Visionnaire, Alia a toujours une longueur d’avance sur les tendances en entrepreneuriat. « Je ne crois plus en ce modèle où le travail d’équipe se fait entre les murs d’un bureau. Ce qui prime au 21e siècle, c’est la délocalisation ». La chef 2.0 est émerveillée par l’impact du brassage des cultures dans son équipe sur son travail : « Quand c’est une Coréenne qui tient la caméra, chaque geste que je fais, chaque produit que j’utilise est une nouveauté pour elle. Et ce regard neuf se ressent dans le rendu final de mes vidéos… » Et d’ajouter : « Si j’avais eu un caméraman marocain, qui aurait déjà vu se préparer des tas de tajines dans sa vie, mes vidéos auraient sûrement été plus banales… »
Pro des réseaux sociaux
Depuis deux ans, Alia donne un fil directeur à ses vidéos, qu’elle publie désormais sous formes de séries thématiques : des recettes de Thanksgiving, aux légumes mijotés des Dadas (cuisinières marocaines traditionnelles), tout y passe selon l’inspiration de la youtubeuse, avec une miraculeuse simplicité.
Au début de cet été, Alia a enfin sauté le pas, en décidant de quitter son travail de consultante pour se consacrer entièrement à ses vidéos de cuisine. « Ma chaîne a atteint ce point où je n’aurais pas pu la faire progresser sans m’y consacrer entièrement », explique-t-elle.
Sur ma chaîne youtube, les stars de mes vidéos, ce sont les produits
Elle en profite pour soigner tous les détails de ses vidéos. En as du marketing, elle ne laisse rien au hasard. Son maître mot ? Mo-der-ni-té.

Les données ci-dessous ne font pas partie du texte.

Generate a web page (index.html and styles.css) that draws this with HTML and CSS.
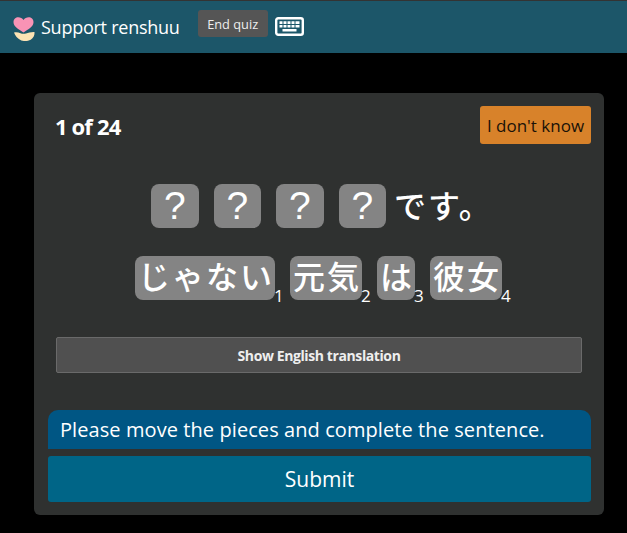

Présente notamment sur Snapchat, Instagram, Facebook et Pinterest, Alia sait adapter le contenu de ses vidéos à chaque réseau social.
Elle commente : « Le problème avec certaines chefs habituées à passer à la télévision, c’est que leur conversion sur YouTube se fait difficilement, leurs vidéos ne faisant qu’imiter le style adapté aux émissions télévisées« . Elle poursuit : « Au lieu de voir les produits, on voit à 90 % du temps la tête de la cuisinière, et peut-être deux ou trois plans sur les carottes. » Et de conclure: « Sur ma chaîne YouTube, les stars de mes vidéos, ce sont les produits ».
Une youtubeuse multitâche
Quand on lui demande ce qu’elle fait dans la vie, Alia ne sait donc plus trop quoi répondre. « Je ne suis pas exactement chef, je n’ai pas de restaurant… disons que mon nouveau métier est de transmettre le ‘know-how’, le savoir-faire de la cuisine marocaine ».
Son activité sur les réseaux sociaux lui fait endosser mille casquettes à la fois. Le rôle le plus inattendu en date ? « Depuis que la presse s’intéresse à ma chaîne, je me suis retrouvée, à 34 ans, du haut de mon mètre cinquante, à poser pour les magazines ! Jouer les mannequins n’est pas vraiment mon truc, mais je le fais quand même… Dans notre ère de communication, ce n’est plus suffisant de se cantonner à un seule rôle ! » Surfant sur cette vague de nouveauté, elle a récemment lancé un concept d’ateliers cuisine qu’elle diffuse en live sur Facebook. Ce mois-ci, désireuse d’étendre son audience aux pays du Maghreb et du Moyen-Orient, la youtubeuse hyperactive vient de lancer la version arabe de sa chaîne.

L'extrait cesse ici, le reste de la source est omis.